## Begin
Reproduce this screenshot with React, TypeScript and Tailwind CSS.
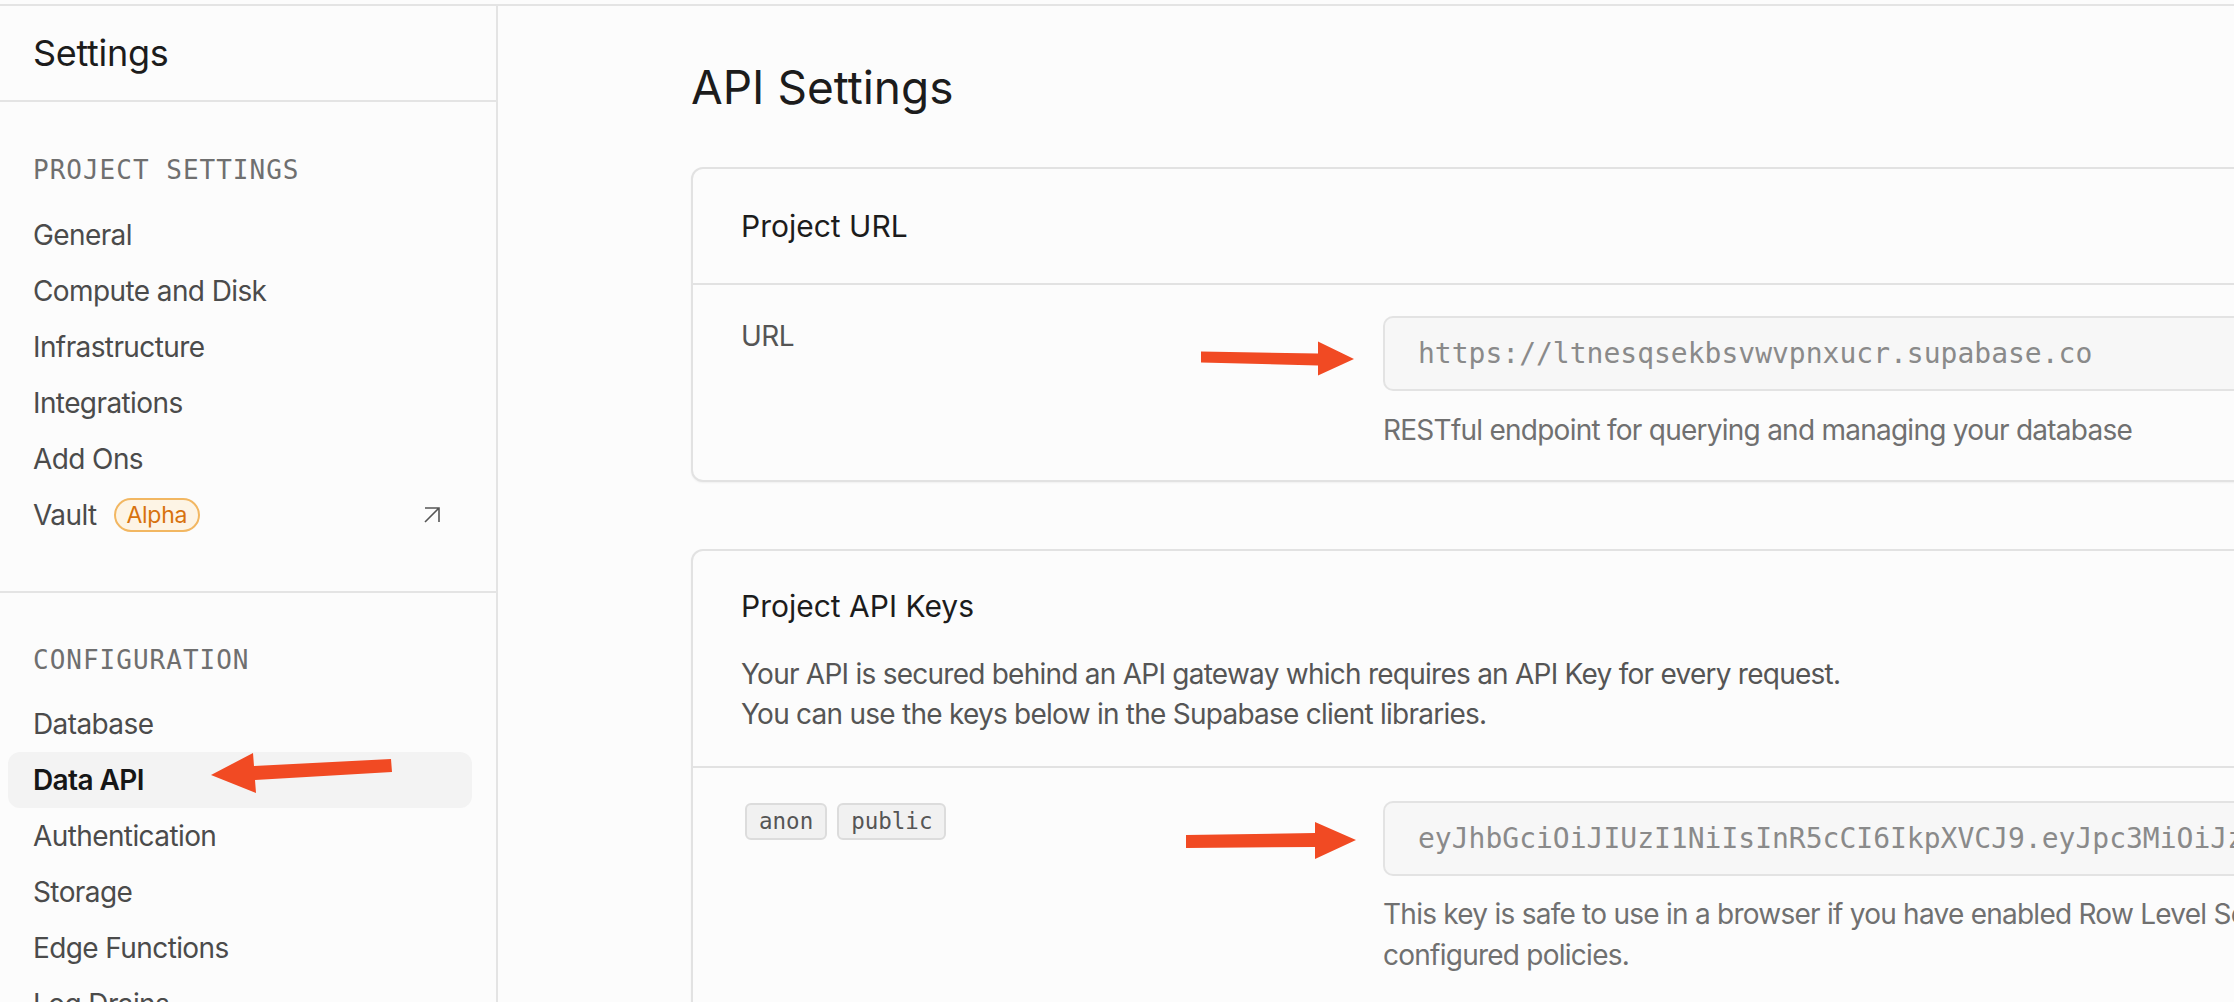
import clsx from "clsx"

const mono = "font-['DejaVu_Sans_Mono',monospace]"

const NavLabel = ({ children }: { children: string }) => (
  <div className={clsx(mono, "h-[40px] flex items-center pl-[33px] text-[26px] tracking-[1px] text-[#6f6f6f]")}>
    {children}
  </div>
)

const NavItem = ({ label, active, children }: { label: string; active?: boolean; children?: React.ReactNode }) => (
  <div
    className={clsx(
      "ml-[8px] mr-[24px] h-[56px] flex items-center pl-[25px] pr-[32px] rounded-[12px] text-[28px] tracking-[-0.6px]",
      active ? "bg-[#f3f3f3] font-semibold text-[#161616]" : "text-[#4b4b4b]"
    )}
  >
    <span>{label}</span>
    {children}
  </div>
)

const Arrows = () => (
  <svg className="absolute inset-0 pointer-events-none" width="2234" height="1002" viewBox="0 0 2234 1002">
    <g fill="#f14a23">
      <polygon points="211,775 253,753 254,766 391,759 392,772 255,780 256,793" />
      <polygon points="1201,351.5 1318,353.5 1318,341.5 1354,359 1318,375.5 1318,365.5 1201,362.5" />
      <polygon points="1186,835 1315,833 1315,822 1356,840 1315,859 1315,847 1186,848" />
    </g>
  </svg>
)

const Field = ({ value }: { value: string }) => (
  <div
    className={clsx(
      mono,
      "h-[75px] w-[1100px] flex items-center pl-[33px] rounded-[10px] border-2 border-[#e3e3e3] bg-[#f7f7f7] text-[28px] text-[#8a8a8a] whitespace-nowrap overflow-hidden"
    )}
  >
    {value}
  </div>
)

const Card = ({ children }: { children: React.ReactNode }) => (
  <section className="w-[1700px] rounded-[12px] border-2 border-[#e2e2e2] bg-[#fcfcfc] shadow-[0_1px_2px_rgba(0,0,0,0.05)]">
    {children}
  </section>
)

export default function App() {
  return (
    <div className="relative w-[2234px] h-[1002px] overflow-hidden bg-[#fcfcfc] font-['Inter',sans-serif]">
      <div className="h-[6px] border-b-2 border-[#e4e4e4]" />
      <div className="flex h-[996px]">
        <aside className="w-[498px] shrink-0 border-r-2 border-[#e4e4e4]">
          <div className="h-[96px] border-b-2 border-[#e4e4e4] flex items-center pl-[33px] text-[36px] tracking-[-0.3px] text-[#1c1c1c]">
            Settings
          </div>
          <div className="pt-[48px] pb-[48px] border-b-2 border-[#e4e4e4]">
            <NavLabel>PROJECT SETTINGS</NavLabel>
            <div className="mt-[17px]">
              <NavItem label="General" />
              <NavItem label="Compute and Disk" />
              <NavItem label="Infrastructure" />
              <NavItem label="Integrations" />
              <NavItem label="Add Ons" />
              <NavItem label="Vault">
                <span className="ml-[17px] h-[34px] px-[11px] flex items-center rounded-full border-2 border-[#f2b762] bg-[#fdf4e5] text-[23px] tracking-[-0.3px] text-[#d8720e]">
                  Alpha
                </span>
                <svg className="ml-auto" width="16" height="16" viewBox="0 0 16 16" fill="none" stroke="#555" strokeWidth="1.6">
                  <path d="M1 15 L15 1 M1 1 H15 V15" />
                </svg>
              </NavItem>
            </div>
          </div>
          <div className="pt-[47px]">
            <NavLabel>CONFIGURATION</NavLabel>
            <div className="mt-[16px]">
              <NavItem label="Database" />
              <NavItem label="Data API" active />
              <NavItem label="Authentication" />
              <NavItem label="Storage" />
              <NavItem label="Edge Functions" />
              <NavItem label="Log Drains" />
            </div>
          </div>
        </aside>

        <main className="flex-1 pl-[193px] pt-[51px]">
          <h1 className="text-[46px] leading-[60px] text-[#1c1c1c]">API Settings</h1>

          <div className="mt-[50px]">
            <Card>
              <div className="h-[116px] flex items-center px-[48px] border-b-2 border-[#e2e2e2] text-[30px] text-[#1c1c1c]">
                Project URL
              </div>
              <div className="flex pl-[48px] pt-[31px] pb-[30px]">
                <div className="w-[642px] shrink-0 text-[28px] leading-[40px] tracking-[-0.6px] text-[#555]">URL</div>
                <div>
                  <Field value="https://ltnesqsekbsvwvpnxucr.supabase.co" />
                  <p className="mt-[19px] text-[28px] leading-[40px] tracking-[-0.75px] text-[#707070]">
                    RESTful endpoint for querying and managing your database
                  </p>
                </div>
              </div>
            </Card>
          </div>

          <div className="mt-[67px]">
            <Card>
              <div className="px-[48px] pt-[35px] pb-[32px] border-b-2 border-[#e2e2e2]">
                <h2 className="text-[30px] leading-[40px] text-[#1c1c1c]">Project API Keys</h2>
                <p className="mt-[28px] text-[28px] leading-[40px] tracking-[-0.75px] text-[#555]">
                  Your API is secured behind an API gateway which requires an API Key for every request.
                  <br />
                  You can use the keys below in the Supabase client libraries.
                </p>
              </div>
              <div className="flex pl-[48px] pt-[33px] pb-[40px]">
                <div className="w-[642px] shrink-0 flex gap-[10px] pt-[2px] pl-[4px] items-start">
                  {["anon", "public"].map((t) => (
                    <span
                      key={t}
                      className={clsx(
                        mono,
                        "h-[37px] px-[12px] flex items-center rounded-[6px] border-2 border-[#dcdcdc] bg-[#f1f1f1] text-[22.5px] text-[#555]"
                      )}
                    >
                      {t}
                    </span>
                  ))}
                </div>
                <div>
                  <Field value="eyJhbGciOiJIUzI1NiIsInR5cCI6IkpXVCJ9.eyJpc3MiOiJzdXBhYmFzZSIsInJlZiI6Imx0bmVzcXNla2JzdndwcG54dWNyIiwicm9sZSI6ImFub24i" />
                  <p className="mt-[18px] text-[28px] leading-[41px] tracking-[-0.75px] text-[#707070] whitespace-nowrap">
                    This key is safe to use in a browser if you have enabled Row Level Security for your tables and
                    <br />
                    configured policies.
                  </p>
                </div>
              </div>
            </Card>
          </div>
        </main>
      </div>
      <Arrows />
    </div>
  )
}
## End
What you will do:
Every line of text is to be repeated exactly; pictures are left out.

Completed exercise:
Reproduce this screenshot with React, TypeScript and Tailwind CSS.
import clsx from "clsx"

const mono = "font-['DejaVu_Sans_Mono',monospace]"

const NavLabel = ({ children }: { children: string }) => (
  <div className={clsx(mono, "h-[40px] flex items-center pl-[33px] text-[26px] tracking-[1px] text-[#6f6f6f]")}>
    {children}
  </div>
)

const NavItem = ({ label, active, children }: { label: string; active?: boolean; children?: React.ReactNode }) => (
  <div
    className={clsx(
      "ml-[8px] mr-[24px] h-[56px] flex items-center pl-[25px] pr-[32px] rounded-[12px] text-[28px] tracking-[-0.6px]",
      active ? "bg-[#f3f3f3] font-semibold text-[#161616]" : "text-[#4b4b4b]"
    )}
  >
    <span>{label}</span>
    {children}
  </div>
)

const Arrows = () => (
  <svg className="absolute inset-0 pointer-events-none" width="2234" height="1002" viewBox="0 0 2234 1002">
    <g fill="#f14a23">
      <polygon points="211,775 253,753 254,766 391,759 392,772 255,780 256,793" />
      <polygon points="1201,351.5 1318,353.5 1318,341.5 1354,359 1318,375.5 1318,365.5 1201,362.5" />
      <polygon points="1186,835 1315,833 1315,822 1356,840 1315,859 1315,847 1186,848" />
    </g>
  </svg>
)

const Field = ({ value }: { value: string }) => (
  <div
    className={clsx(
      mono,
      "h-[75px] w-[1100px] flex items-center pl-[33px] rounded-[10px] border-2 border-[#e3e3e3] bg-[#f7f7f7] text-[28px] text-[#8a8a8a] whitespace-nowrap overflow-hidden"
    )}
  >
    {value}
  </div>
)

const Card = ({ children }: { children: React.ReactNode }) => (
  <section className="w-[1700px] rounded-[12px] border-2 border-[#e2e2e2] bg-[#fcfcfc] shadow-[0_1px_2px_rgba(0,0,0,0.05)]">
    {children}
  </section>
)

export default function App() {
  return (
    <div className="relative w-[2234px] h-[1002px] overflow-hidden bg-[#fcfcfc] font-['Inter',sans-serif]">
      <div className="h-[6px] border-b-2 border-[#e4e4e4]" />
      <div className="flex h-[996px]">
        <aside className="w-[498px] shrink-0 border-r-2 border-[#e4e4e4]">
          <div className="h-[96px] border-b-2 border-[#e4e4e4] flex items-center pl-[33px] text-[36px] tracking-[-0.3px] text-[#1c1c1c]">
            Settings
          </div>
          <div className="pt-[48px] pb-[48px] border-b-2 border-[#e4e4e4]">
            <NavLabel>PROJECT SETTINGS</NavLabel>
            <div className="mt-[17px]">
              <NavItem label="General" />
              <NavItem label="Compute and Disk" />
              <NavItem label="Infrastructure" />
              <NavItem label="Integrations" />
              <NavItem label="Add Ons" />
              <NavItem label="Vault">
                <span className="ml-[17px] h-[34px] px-[11px] flex items-center rounded-full border-2 border-[#f2b762] bg-[#fdf4e5] text-[23px] tracking-[-0.3px] text-[#d8720e]">
                  Alpha
                </span>
                <svg className="ml-auto" width="16" height="16" viewBox="0 0 16 16" fill="none" stroke="#555" strokeWidth="1.6">
                  <path d="M1 15 L15 1 M1 1 H15 V15" />
                </svg>
              </NavItem>
            </div>
          </div>
          <div className="pt-[47px]">
            <NavLabel>CONFIGURATION</NavLabel>
            <div className="mt-[16px]">
              <NavItem label="Database" />
              <NavItem label="Data API" active />
              <NavItem label="Authentication" />
              <NavItem label="Storage" />
              <NavItem label="Edge Functions" />
              <NavItem label="Log Drains" />
            </div>
          </div>
        </aside>

        <main className="flex-1 pl-[193px] pt-[51px]">
          <h1 className="text-[46px] leading-[60px] text-[#1c1c1c]">API Settings</h1>

          <div className="mt-[50px]">
            <Card>
              <div className="h-[116px] flex items-center px-[48px] border-b-2 border-[#e2e2e2] text-[30px] text-[#1c1c1c]">
                Project URL
              </div>
              <div className="flex pl-[48px] pt-[31px] pb-[30px]">
                <div className="w-[642px] shrink-0 text-[28px] leading-[40px] tracking-[-0.6px] text-[#555]">URL</div>
                <div>
                  <Field value="https://ltnesqsekbsvwvpnxucr.supabase.co" />
                  <p className="mt-[19px] text-[28px] leading-[40px] tracking-[-0.75px] text-[#707070]">
                    RESTful endpoint for querying and managing your database
                  </p>
                </div>
              </div>
            </Card>
          </div>

          <div className="mt-[67px]">
            <Card>
              <div className="px-[48px] pt-[35px] pb-[32px] border-b-2 border-[#e2e2e2]">
                <h2 className="text-[30px] leading-[40px] text-[#1c1c1c]">Project API Keys</h2>
                <p className="mt-[28px] text-[28px] leading-[40px] tracking-[-0.75px] text-[#555]">
                  Your API is secured behind an API gateway which requires an API Key for every request.
                  <br />
                  You can use the keys below in the Supabase client libraries.
                </p>
              </div>
              <div className="flex pl-[48px] pt-[33px] pb-[40px]">
                <div className="w-[642px] shrink-0 flex gap-[10px] pt-[2px] pl-[4px] items-start">
                  {["anon", "public"].map((t) => (
                    <span
                      key={t}
                      className={clsx(
                        mono,
                        "h-[37px] px-[12px] flex items-center rounded-[6px] border-2 border-[#dcdcdc] bg-[#f1f1f1] text-[22.5px] text-[#555]"
                      )}
                    >
                      {t}
                    </span>
                  ))}
                </div>
                <div>
                  <Field value="eyJhbGciOiJIUzI1NiIsInR5cCI6IkpXVCJ9.eyJpc3MiOiJzdXBhYmFzZSIsInJlZiI6Imx0bmVzcXNla2JzdndwcG54dWNyIiwicm9sZSI6ImFub24i" />
                  <p className="mt-[18px] text-[28px] leading-[41px] tracking-[-0.75px] text-[#707070] whitespace-nowrap">
                    This key is safe to use in a browser if you have enabled Row Level Security for your tables and
                    <br />
                    configured policies.
                  </p>
                </div>
              </div>
            </Card>
          </div>
        </main>
      </div>
      <Arrows />
    </div>
  )
}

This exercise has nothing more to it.